Chortle, it sounds *wonderful* and I will try it. But I cannot eat any grains, so it will be served incorrectly on ribbons of zucchini.
Here is my first husband's family recipe for Carbonara. It is revisionist because of the parsley, and because his cook in Rome insisted on including one sweet onion per diner.
I was surprised to see that John's recipe includes pecorino instead of parmesan. chacun à son goût! and there is plenty of room in the Big Tent of Delicious Italian Foods for more than one type of Carbonara.
The Ambassador’s Carbonara
My first husband was the son of an American diplomat. Their cook in Rome originally taught the family this recipe, when my ex-husband was a child. It became one of their most beloved family meals. Even when the father had become US Ambassador (sequentially) to a bunch of countries in Africa, they would prepare it on the cook’s day off.
Carbonara is Miner’s Pasta: it was originally a recipe Italian miners would make. It's on menus with cream in it all the time here in America, although that is considered revisionist in Italy.

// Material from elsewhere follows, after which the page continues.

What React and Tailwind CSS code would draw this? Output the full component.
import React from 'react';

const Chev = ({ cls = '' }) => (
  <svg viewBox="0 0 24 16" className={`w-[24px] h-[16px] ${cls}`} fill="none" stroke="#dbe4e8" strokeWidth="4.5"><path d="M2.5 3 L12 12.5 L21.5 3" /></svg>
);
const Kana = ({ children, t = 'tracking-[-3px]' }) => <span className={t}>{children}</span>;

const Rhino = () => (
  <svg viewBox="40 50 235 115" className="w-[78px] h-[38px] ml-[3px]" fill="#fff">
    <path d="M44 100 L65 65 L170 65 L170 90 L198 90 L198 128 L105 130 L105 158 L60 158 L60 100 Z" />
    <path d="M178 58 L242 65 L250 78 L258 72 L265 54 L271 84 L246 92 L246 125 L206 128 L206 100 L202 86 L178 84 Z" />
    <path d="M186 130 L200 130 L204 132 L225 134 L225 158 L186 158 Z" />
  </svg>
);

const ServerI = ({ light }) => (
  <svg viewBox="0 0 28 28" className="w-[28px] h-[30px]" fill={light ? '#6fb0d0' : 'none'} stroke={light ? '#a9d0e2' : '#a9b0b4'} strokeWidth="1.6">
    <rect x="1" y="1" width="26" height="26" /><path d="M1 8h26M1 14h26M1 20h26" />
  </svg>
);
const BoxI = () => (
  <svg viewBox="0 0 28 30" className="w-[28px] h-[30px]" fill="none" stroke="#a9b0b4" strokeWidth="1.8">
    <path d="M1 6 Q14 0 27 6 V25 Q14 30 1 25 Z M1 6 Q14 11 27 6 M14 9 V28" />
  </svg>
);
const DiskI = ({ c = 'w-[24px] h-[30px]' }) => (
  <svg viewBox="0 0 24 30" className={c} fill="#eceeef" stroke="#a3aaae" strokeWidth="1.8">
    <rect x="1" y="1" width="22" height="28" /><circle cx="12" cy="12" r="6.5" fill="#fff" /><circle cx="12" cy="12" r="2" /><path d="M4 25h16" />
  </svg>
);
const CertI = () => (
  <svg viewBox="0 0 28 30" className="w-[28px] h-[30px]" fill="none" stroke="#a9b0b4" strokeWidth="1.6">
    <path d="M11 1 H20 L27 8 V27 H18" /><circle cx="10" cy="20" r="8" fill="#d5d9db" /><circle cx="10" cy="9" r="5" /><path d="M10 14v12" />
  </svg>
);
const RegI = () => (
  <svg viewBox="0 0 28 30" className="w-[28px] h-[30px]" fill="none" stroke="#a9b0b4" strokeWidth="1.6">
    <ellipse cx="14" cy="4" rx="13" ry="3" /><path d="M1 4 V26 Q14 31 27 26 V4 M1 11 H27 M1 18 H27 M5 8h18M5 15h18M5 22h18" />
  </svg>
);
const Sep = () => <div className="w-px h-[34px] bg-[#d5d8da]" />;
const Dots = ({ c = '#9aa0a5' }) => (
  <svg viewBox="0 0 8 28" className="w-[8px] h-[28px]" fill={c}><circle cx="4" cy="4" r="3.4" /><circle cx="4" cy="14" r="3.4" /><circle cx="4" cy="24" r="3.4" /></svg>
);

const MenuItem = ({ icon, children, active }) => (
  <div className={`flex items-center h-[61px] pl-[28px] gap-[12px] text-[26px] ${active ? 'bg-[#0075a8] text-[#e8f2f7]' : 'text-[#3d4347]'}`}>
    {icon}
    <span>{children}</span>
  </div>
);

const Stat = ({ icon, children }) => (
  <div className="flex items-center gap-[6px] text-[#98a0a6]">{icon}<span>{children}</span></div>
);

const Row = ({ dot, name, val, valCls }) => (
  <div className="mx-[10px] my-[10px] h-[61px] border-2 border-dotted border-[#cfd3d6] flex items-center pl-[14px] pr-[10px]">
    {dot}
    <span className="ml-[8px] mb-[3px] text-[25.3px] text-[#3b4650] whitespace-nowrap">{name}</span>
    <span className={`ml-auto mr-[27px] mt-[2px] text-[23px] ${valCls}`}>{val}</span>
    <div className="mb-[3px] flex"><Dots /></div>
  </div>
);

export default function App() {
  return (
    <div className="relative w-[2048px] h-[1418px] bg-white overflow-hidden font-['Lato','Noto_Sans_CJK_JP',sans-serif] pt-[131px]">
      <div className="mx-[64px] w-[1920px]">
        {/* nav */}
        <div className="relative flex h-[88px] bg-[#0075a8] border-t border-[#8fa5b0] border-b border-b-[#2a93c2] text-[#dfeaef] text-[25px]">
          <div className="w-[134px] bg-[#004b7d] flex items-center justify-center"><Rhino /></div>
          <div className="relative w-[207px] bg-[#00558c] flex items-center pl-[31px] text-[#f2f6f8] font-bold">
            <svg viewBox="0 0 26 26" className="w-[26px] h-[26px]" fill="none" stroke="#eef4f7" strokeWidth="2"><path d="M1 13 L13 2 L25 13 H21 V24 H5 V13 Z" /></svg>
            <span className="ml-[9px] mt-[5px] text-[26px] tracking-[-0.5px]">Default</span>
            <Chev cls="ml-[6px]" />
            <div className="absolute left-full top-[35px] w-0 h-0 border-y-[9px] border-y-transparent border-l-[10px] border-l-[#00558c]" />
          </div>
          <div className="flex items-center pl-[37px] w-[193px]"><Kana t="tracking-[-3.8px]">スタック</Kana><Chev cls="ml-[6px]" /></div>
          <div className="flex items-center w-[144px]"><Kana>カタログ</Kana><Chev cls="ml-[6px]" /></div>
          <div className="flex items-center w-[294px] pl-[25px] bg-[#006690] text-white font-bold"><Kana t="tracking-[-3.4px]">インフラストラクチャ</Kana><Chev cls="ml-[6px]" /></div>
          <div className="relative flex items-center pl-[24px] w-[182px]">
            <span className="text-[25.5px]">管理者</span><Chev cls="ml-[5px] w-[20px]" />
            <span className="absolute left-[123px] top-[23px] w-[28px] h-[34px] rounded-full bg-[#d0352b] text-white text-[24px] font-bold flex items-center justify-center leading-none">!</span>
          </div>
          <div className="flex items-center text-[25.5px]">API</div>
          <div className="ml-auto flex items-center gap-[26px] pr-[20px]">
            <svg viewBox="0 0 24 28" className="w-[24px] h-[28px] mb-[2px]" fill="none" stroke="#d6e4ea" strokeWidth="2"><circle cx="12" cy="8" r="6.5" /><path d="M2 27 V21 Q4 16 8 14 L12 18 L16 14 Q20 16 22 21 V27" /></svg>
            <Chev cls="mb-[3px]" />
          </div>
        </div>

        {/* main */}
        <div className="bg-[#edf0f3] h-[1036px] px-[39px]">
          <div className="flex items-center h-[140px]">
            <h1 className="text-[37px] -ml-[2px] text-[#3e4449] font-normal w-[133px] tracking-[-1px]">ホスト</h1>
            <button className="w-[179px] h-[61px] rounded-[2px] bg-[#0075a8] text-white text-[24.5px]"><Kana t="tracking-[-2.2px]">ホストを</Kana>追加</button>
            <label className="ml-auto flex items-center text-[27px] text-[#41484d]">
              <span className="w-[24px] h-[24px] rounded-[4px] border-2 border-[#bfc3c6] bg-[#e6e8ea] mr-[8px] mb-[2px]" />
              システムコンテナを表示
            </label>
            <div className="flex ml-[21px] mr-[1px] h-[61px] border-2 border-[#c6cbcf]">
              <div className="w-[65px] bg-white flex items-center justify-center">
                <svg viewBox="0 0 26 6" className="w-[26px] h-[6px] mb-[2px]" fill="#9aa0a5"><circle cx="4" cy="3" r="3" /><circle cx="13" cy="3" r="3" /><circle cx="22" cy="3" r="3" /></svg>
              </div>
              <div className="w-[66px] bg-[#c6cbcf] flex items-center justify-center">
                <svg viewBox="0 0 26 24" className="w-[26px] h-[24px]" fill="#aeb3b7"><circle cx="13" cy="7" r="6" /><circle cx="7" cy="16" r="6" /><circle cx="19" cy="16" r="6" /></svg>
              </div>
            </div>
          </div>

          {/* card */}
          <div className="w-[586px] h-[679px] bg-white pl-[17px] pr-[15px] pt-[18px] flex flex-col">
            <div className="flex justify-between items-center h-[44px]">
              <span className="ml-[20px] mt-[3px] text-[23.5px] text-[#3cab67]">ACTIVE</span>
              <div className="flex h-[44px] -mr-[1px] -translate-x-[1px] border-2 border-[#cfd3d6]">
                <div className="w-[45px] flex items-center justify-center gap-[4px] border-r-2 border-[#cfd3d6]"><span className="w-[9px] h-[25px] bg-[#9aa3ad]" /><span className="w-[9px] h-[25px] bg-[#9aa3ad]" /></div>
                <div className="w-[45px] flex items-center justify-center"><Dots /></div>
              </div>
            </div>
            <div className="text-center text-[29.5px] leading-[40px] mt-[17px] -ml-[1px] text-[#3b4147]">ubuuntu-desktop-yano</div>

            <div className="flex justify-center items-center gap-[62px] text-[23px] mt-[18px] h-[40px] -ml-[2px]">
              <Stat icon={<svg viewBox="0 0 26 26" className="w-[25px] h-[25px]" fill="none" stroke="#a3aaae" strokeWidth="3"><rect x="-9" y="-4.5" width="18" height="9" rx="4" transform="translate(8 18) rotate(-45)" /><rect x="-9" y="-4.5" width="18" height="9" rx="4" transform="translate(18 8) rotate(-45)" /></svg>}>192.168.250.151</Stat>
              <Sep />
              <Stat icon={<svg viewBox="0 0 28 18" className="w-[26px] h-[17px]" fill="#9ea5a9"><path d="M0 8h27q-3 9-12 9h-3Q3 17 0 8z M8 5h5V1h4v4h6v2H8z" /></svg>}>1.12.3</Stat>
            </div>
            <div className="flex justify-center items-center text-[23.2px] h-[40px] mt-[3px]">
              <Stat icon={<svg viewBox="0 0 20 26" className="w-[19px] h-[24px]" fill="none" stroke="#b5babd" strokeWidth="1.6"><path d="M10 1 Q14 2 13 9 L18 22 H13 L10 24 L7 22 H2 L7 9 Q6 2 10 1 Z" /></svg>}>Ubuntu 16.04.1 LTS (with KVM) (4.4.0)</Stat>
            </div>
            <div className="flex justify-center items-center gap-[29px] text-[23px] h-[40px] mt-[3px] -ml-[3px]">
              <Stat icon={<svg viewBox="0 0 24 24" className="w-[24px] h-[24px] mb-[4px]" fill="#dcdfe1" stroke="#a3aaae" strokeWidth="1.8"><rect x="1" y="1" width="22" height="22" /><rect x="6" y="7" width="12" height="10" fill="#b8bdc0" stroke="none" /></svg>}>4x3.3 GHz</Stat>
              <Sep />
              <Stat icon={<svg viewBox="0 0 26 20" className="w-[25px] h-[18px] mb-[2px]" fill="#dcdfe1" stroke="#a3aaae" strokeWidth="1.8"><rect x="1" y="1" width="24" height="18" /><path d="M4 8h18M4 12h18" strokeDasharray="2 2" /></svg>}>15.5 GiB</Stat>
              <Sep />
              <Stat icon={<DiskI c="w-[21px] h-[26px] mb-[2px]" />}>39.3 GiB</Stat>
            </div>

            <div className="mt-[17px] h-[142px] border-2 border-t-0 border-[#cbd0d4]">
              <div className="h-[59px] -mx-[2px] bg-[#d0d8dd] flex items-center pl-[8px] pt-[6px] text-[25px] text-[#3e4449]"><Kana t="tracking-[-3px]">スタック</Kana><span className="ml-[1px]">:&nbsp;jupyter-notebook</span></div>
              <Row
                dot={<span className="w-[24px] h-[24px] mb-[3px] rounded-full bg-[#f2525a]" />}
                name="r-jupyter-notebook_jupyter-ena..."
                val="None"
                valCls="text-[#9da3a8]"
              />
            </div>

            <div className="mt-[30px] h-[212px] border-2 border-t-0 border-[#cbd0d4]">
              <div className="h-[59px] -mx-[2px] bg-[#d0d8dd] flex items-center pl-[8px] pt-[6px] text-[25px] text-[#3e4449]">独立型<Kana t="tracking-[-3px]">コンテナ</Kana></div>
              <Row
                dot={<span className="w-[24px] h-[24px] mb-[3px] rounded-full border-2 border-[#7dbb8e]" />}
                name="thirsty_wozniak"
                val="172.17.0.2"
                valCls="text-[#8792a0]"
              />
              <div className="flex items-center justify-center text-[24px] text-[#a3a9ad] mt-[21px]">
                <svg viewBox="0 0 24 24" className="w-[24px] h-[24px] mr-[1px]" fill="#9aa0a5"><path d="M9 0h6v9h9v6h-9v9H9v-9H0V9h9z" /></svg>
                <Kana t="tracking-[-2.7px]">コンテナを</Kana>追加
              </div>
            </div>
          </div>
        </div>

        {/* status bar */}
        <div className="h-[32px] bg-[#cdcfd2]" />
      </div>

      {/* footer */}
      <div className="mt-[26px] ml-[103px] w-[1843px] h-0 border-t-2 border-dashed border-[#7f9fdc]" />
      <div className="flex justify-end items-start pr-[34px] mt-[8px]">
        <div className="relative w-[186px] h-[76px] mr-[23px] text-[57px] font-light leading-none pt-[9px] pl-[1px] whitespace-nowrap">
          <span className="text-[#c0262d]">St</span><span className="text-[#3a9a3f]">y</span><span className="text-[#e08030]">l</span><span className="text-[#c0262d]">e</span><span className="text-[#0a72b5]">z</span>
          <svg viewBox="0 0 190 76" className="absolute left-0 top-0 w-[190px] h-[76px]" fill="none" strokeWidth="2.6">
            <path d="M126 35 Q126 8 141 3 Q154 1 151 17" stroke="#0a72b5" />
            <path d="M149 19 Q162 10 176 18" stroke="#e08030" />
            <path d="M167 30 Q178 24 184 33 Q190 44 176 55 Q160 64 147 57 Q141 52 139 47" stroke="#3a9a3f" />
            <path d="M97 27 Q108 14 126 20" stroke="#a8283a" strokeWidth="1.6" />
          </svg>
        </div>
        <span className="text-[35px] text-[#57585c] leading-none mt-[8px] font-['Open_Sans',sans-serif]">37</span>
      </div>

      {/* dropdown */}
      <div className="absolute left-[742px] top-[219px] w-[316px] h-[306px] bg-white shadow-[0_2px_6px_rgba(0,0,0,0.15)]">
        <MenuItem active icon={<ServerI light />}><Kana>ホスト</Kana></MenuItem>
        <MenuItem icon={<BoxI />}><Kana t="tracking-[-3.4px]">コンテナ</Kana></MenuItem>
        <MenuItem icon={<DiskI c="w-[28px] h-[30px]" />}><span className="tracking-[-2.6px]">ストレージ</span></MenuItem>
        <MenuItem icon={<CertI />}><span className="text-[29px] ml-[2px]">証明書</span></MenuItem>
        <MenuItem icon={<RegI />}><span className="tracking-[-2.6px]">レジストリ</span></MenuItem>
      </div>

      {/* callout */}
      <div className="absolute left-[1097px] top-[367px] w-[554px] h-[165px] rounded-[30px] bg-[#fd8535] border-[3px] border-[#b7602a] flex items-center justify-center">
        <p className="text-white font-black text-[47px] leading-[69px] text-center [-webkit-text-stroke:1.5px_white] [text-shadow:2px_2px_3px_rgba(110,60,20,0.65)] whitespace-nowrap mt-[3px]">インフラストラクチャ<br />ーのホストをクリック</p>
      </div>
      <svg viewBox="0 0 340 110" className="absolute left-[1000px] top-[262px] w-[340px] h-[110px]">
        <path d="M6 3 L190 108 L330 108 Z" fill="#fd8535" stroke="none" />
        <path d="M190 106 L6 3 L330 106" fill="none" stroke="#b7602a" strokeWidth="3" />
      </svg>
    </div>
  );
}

The addition of parsley makes for a fresh note in the smoky, savory bacon, egg and cheese mixture.
Ingredients:
One fresh egg per person, and one extra for the pot.
Two or three slices of bacon per person, chopped small
One medium Vidalia onion per person, chopped fine
A handful of parsley, stems removed, chopped fine
Cracked black pepper to taste
Aged Grana Parmesan cheese grated on the top
Pasta cooked al dente to serve your family and guests.
Method:
Put the chopped bacon and onion into a heavy skillet with a thick bottom, preferably cast iron or enamel over cast iron.
Initially put the heat on medium-high, to render the bacon fat. Stir and fry the onion and bacon on medium-high until the onion begins to pick up brown edges.
Reduce the heat and cook until the onion is a uniform brown color, the color of brown paper bags. Stir frequently, or the bacon and onion mixture will stick and burn. The onion will be indistinguishable from the bacon in a seething brown mixture when it is done.
Add parsley about three minutes before transferring the bacon and onion mixture onto the pasta.
While the pasta is cooking, break eggs and beat lightly in a separate container.
Once the pasta is cooked, drained and placed into the serving bowl, pour in the raw egg mixture and stir vigorously to heat the eggs thoroughly.
Then put in the hot bacon, parsley and onion mixture, including the bacon fat, and stir vigorously again. The egg should cook to a soft curdle from the hot pasta and the hot bacon-onion mixture.
Grate Parmesan cheese over the top. With a salad, this is a feast.